Pages as source code »
=-=-=-=-=
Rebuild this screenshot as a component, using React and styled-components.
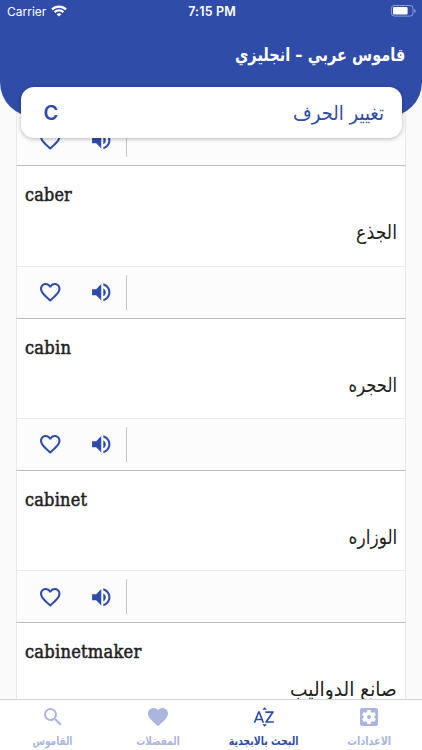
import styled, { createGlobalStyle } from "styled-components";
import {
  MdFavorite,
  MdFavoriteBorder,
  MdSearch,
  MdSettingsApplications,
  MdSortByAlpha,
  MdVolumeUp,
} from "react-icons/md";

const words = [
  { en: "caber", ar: "الجذع", enScale: 0.99, arScale: 0.87 },
  { en: "cabin", ar: "الحجره", enScale: 1.01, arScale: 0.82 },
  { en: "cabinet", ar: "الوزاره", enScale: 1.0, arScale: 0.85 },
  { en: "cabinetmaker", ar: "صانع الدواليب", enScale: 1.01, arScale: 0.93 },
];

const tabs = [
  { label: "القاموس", icon: MdSearch, scale: 0.78 },
  { label: "المفضلات", icon: MdFavorite, scale: 0.78 },
  { label: "البحث بالابجدية", icon: MdSortByAlpha, active: true, scale: 0.82 },
  { label: "الاعدادات", icon: MdSettingsApplications, scale: 0.84 },
];

export default function App() {
  return (
    <Screen>
      <GlobalStyle />
      <Header>
        <StatusBar>
          <Carrier>
            Carrier
            <WifiIcon />
          </Carrier>
          <Clock>7:15 PM</Clock>
          <BatteryIcon />
        </StatusBar>
        <Title>
          <Fit $scale={0.81}>قاموس عربي – انجليزي</Fit>
        </Title>
      </Header>

      <LetterPicker>
        <Letter>C</Letter>
        <PickerLabel>
          <Fit $scale={0.9}>تغيير الحرف</Fit>
        </PickerLabel>
      </LetterPicker>

      <ListArea>
        <WordList>
          <WordCard $collapsed>
            <WordActions />
          </WordCard>
          {words.map((word) => (
            <WordCard key={word.en}>
              <WordBody>
                <English>
                  <Fit $scale={word.enScale} $origin="left">{word.en}</Fit>
                </English>
                <Arabic>
                  <Fit $scale={word.arScale}>{word.ar}</Fit>
                </Arabic>
              </WordBody>
              <WordActions />
            </WordCard>
          ))}
        </WordList>
      </ListArea>

      <TabBar>
        {tabs.map(({ label, icon: Icon, active, scale }) => (
          <Tab key={label} $active={active}>
            <Icon />
            <TabLabel>
              <Fit $scale={scale} $origin="center">{label}</Fit>
            </TabLabel>
          </Tab>
        ))}
      </TabBar>
    </Screen>
  );
}

function WordActions() {
  return (
    <Actions>
      <ActionButton aria-label="favorite">
        <MdFavoriteBorder />
      </ActionButton>
      <ActionButton aria-label="listen">
        <MdVolumeUp />
      </ActionButton>
      <Divider />
    </Actions>
  );
}

function WifiIcon() {
  return (
    <svg width="16" height="12" viewBox="0 0 16 12" fill="none" stroke="#fff" strokeWidth="2.2">
      <path d="M1 4.4C4.9.6 11.1.6 15 4.4" />
      <path d="M3.6 7.1c2.5-2.4 6.3-2.4 8.8 0" />
      <path d="M8 11.6 5.6 9.2c1.4-1.3 3.4-1.3 4.8 0z" fill="#fff" stroke="none" />
    </svg>
  );
}

function BatteryIcon() {
  return (
    <svg width="26" height="12" viewBox="0 0 26 12">
      <rect x="0.5" y="0.5" width="21.5" height="10.6" rx="2.8" fill="none" stroke="#fff" strokeOpacity="0.45" />
      <rect x="2" y="2" width="14.6" height="7.6" rx="1.4" fill="#fff" />
      <path d="M23.3 4v3.8c.9-.3 1.3-1 1.3-1.9s-.4-1.6-1.3-1.9z" fill="#fff" fillOpacity="0.5" />
    </svg>
  );
}

// Styles
const GlobalStyle = createGlobalStyle`
  * {
    box-sizing: border-box;
  }

  body {
    margin: 0;
    font-family: "DejaVu Sans", sans-serif;
  }
`;

const Screen = styled.div`
  width: 422px;
  height: 750px;
  display: flex;
  flex-direction: column;
  background: #fafafa;
  overflow: hidden;
`;

const Header = styled.header`
  flex: none;
  height: 117px;
  background: #2f4ca9;
  border-radius: 0 0 35px 35px;
  color: #fff;
  position: relative;
  z-index: 1;
`;

const StatusBar = styled.div`
  height: 22px;
  display: grid;
  grid-template-columns: 1fr auto 1fr;
  align-items: center;
  padding: 0 5px 0 7px;
  font-family: Inter, sans-serif;
  font-size: 12.5px;

  > svg {
    justify-self: end;
  }
`;

const Carrier = styled.div`
  display: flex;
  align-items: center;
  gap: 5px;
  font-size: 12px;
`;

const Clock = styled.div`
  font-weight: 600;
  letter-spacing: 0.15px;
`;

const Title = styled.h1`
  margin: 0;
  padding: 19px 17px 0 0;
  direction: rtl;
  font-size: 18px;
  line-height: 28px;
  font-weight: bold;
`;

/* Stretches a run of text horizontally from its anchored side */
const Fit = styled.span`
  display: inline-block;
  white-space: nowrap;
  transform: scaleX(${(props) => props.$scale});
  transform-origin: ${(props) => props.$origin || "right"} center;
`;

const LetterPicker = styled.div`
  flex: none;
  height: 51px;
  margin: -30px 20.5px 0;
  padding: 0 17px 0 23px;
  display: flex;
  align-items: center;
  justify-content: space-between;
  background: #fff;
  border-radius: 13px;
  box-shadow: 0 1px 4px rgba(0, 0, 0, 0.28);
  color: #2f4ca9;
  position: relative;
  z-index: 2;
`;

const Letter = styled.span`
  font-family: Inter, sans-serif;
  font-size: 20px;
  font-weight: 600;
`;

const PickerLabel = styled.span`
  direction: rtl;
  font-size: 20px;
`;

const ListArea = styled.main`
  flex: 1;
  min-height: 0;
  margin-top: -27px;
  padding: 0 16px;
  display: flex;
  flex-direction: column;
  overflow: hidden;
`;

const WordList = styled.div`
  margin-top: 2.4px;
`;

const WordCard = styled.article`
  height: ${(props) => (props.$collapsed ? "53px" : "152.33px")};
  display: flex;
  flex-direction: column;
  background: #fff;
  border: 1px solid #e9e9e9;
  border-width: 0 1px;
  border-bottom: 1px solid #bdbdbd;
`;

const WordBody = styled.div`
  flex: 1;
  padding: 16px 8px 0;
  color: #222;
`;

const English = styled.div`
  font-family: "DejaVu Serif", serif;
  font-stretch: condensed;
  font-size: 18px;
  line-height: 26px;
  letter-spacing: 0.2px;
  -webkit-text-stroke: 0.5px #222;
`;

const Arabic = styled.div`
  direction: rtl;
  font-size: 20px;
  line-height: 28px;
  padding-top: 10px;
`;

const Actions = styled.div`
  height: 52px;
  display: flex;
  align-items: center;
  background: #fcfcfc;
  border-top: 1px solid #ebebeb;
`;

const ActionButton = styled.button`
  width: 51px;
  padding: 0;
  display: flex;
  justify-content: center;
  border: 0;
  background: none;
  color: #2f4ca9;
  font-size: 24.5px;

  &:first-child {
    margin-left: 7.3px;
  }
`;

const Divider = styled.span`
  width: 1px;
  height: 35px;
  background: #c4c4c4;
`;

const TabBar = styled.nav`
  flex: none;
  height: 51px;
  display: grid;
  grid-template-columns: repeat(4, 1fr);
  background: #fff;
  border-top: 1px solid #d5d5d8;
`;

const Tab = styled.div`
  display: flex;
  flex-direction: column;
  align-items: center;
  padding-top: 5px;
  color: ${(props) => (props.$active ? "#2f4ca9" : "#abb6de")};
  font-size: 24px;
`;

const TabLabel = styled.span`
  direction: rtl;
  font-size: 11.5px;
  line-height: 16px;
  font-weight: bold;
  padding-top: 4px;
`;
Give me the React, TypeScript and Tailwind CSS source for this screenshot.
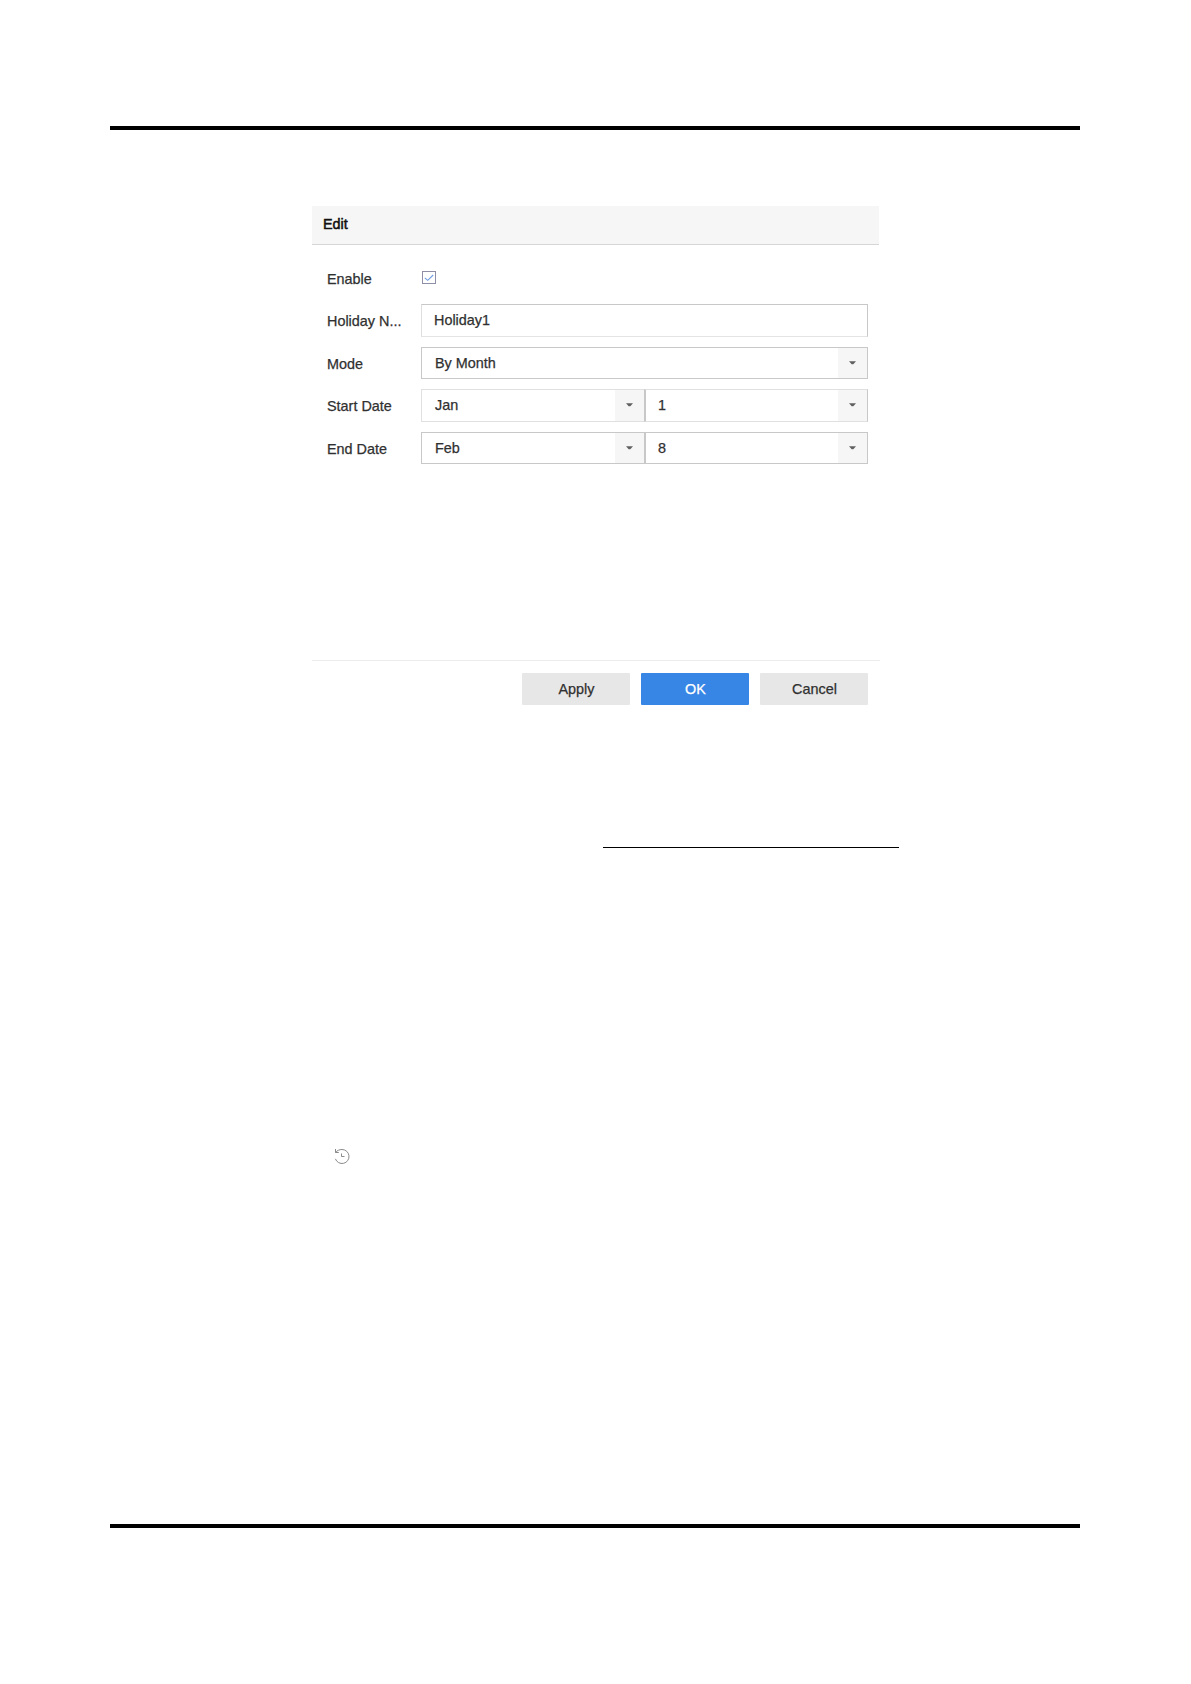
=-=-=-=-=
SET EXERCISE » Write out the entries above verbatim; the pictures do not belong in your copy.

RESULT FOR THIS EXERCISE »
Rebuild this screenshot as a component, using React and styled-components.
import styled, { createGlobalStyle } from "styled-components";
import {
  MdFavorite,
  MdFavoriteBorder,
  MdSearch,
  MdSettingsApplications,
  MdSortByAlpha,
  MdVolumeUp,
} from "react-icons/md";

const words = [
  { en: "caber", ar: "الجذع", enScale: 0.99, arScale: 0.87 },
  { en: "cabin", ar: "الحجره", enScale: 1.01, arScale: 0.82 },
  { en: "cabinet", ar: "الوزاره", enScale: 1.0, arScale: 0.85 },
  { en: "cabinetmaker", ar: "صانع الدواليب", enScale: 1.01, arScale: 0.93 },
];

const tabs = [
  { label: "القاموس", icon: MdSearch, scale: 0.78 },
  { label: "المفضلات", icon: MdFavorite, scale: 0.78 },
  { label: "البحث بالابجدية", icon: MdSortByAlpha, active: true, scale: 0.82 },
  { label: "الاعدادات", icon: MdSettingsApplications, scale: 0.84 },
];

export default function App() {
  return (
    <Screen>
      <GlobalStyle />
      <Header>
        <StatusBar>
          <Carrier>
            Carrier
            <WifiIcon />
          </Carrier>
          <Clock>7:15 PM</Clock>
          <BatteryIcon />
        </StatusBar>
        <Title>
          <Fit $scale={0.81}>قاموس عربي – انجليزي</Fit>
        </Title>
      </Header>

      <LetterPicker>
        <Letter>C</Letter>
        <PickerLabel>
          <Fit $scale={0.9}>تغيير الحرف</Fit>
        </PickerLabel>
      </LetterPicker>

      <ListArea>
        <WordList>
          <WordCard $collapsed>
            <WordActions />
          </WordCard>
          {words.map((word) => (
            <WordCard key={word.en}>
              <WordBody>
                <English>
                  <Fit $scale={word.enScale} $origin="left">{word.en}</Fit>
                </English>
                <Arabic>
                  <Fit $scale={word.arScale}>{word.ar}</Fit>
                </Arabic>
              </WordBody>
              <WordActions />
            </WordCard>
          ))}
        </WordList>
      </ListArea>

      <TabBar>
        {tabs.map(({ label, icon: Icon, active, scale }) => (
          <Tab key={label} $active={active}>
            <Icon />
            <TabLabel>
              <Fit $scale={scale} $origin="center">{label}</Fit>
            </TabLabel>
          </Tab>
        ))}
      </TabBar>
    </Screen>
  );
}

function WordActions() {
  return (
    <Actions>
      <ActionButton aria-label="favorite">
        <MdFavoriteBorder />
      </ActionButton>
      <ActionButton aria-label="listen">
        <MdVolumeUp />
      </ActionButton>
      <Divider />
    </Actions>
  );
}

function WifiIcon() {
  return (
    <svg width="16" height="12" viewBox="0 0 16 12" fill="none" stroke="#fff" strokeWidth="2.2">
      <path d="M1 4.4C4.9.6 11.1.6 15 4.4" />
      <path d="M3.6 7.1c2.5-2.4 6.3-2.4 8.8 0" />
      <path d="M8 11.6 5.6 9.2c1.4-1.3 3.4-1.3 4.8 0z" fill="#fff" stroke="none" />
    </svg>
  );
}

function BatteryIcon() {
  return (
    <svg width="26" height="12" viewBox="0 0 26 12">
      <rect x="0.5" y="0.5" width="21.5" height="10.6" rx="2.8" fill="none" stroke="#fff" strokeOpacity="0.45" />
      <rect x="2" y="2" width="14.6" height="7.6" rx="1.4" fill="#fff" />
      <path d="M23.3 4v3.8c.9-.3 1.3-1 1.3-1.9s-.4-1.6-1.3-1.9z" fill="#fff" fillOpacity="0.5" />
    </svg>
  );
}

// Styles
const GlobalStyle = createGlobalStyle`
  * {
    box-sizing: border-box;
  }

  body {
    margin: 0;
    font-family: "DejaVu Sans", sans-serif;
  }
`;

const Screen = styled.div`
  width: 422px;
  height: 750px;
  display: flex;
  flex-direction: column;
  background: #fafafa;
  overflow: hidden;
`;

const Header = styled.header`
  flex: none;
  height: 117px;
  background: #2f4ca9;
  border-radius: 0 0 35px 35px;
  color: #fff;
  position: relative;
  z-index: 1;
`;

const StatusBar = styled.div`
  height: 22px;
  display: grid;
  grid-template-columns: 1fr auto 1fr;
  align-items: center;
  padding: 0 5px 0 7px;
  font-family: Inter, sans-serif;
  font-size: 12.5px;

  > svg {
    justify-self: end;
  }
`;

const Carrier = styled.div`
  display: flex;
  align-items: center;
  gap: 5px;
  font-size: 12px;
`;

const Clock = styled.div`
  font-weight: 600;
  letter-spacing: 0.15px;
`;

const Title = styled.h1`
  margin: 0;
  padding: 19px 17px 0 0;
  direction: rtl;
  font-size: 18px;
  line-height: 28px;
  font-weight: bold;
`;

/* Stretches a run of text horizontally from its anchored side */
const Fit = styled.span`
  display: inline-block;
  white-space: nowrap;
  transform: scaleX(${(props) => props.$scale});
  transform-origin: ${(props) => props.$origin || "right"} center;
`;

const LetterPicker = styled.div`
  flex: none;
  height: 51px;
  margin: -30px 20.5px 0;
  padding: 0 17px 0 23px;
  display: flex;
  align-items: center;
  justify-content: space-between;
  background: #fff;
  border-radius: 13px;
  box-shadow: 0 1px 4px rgba(0, 0, 0, 0.28);
  color: #2f4ca9;
  position: relative;
  z-index: 2;
`;

const Letter = styled.span`
  font-family: Inter, sans-serif;
  font-size: 20px;
  font-weight: 600;
`;

const PickerLabel = styled.span`
  direction: rtl;
  font-size: 20px;
`;

const ListArea = styled.main`
  flex: 1;
  min-height: 0;
  margin-top: -27px;
  padding: 0 16px;
  display: flex;
  flex-direction: column;
  overflow: hidden;
`;

const WordList = styled.div`
  margin-top: 2.4px;
`;

const WordCard = styled.article`
  height: ${(props) => (props.$collapsed ? "53px" : "152.33px")};
  display: flex;
  flex-direction: column;
  background: #fff;
  border: 1px solid #e9e9e9;
  border-width: 0 1px;
  border-bottom: 1px solid #bdbdbd;
`;

const WordBody = styled.div`
  flex: 1;
  padding: 16px 8px 0;
  color: #222;
`;

const English = styled.div`
  font-family: "DejaVu Serif", serif;
  font-stretch: condensed;
  font-size: 18px;
  line-height: 26px;
  letter-spacing: 0.2px;
  -webkit-text-stroke: 0.5px #222;
`;

const Arabic = styled.div`
  direction: rtl;
  font-size: 20px;
  line-height: 28px;
  padding-top: 10px;
`;

const Actions = styled.div`
  height: 52px;
  display: flex;
  align-items: center;
  background: #fcfcfc;
  border-top: 1px solid #ebebeb;
`;

const ActionButton = styled.button`
  width: 51px;
  padding: 0;
  display: flex;
  justify-content: center;
  border: 0;
  background: none;
  color: #2f4ca9;
  font-size: 24.5px;

  &:first-child {
    margin-left: 7.3px;
  }
`;

const Divider = styled.span`
  width: 1px;
  height: 35px;
  background: #c4c4c4;
`;

const TabBar = styled.nav`
  flex: none;
  height: 51px;
  display: grid;
  grid-template-columns: repeat(4, 1fr);
  background: #fff;
  border-top: 1px solid #d5d5d8;
`;

const Tab = styled.div`
  display: flex;
  flex-direction: column;
  align-items: center;
  padding-top: 5px;
  color: ${(props) => (props.$active ? "#2f4ca9" : "#abb6de")};
  font-size: 24px;
`;

const TabLabel = styled.span`
  direction: rtl;
  font-size: 11.5px;
  line-height: 16px;
  font-weight: bold;
  padding-top: 4px;
`;
Give me the React, TypeScript and Tailwind CSS source for this screenshot.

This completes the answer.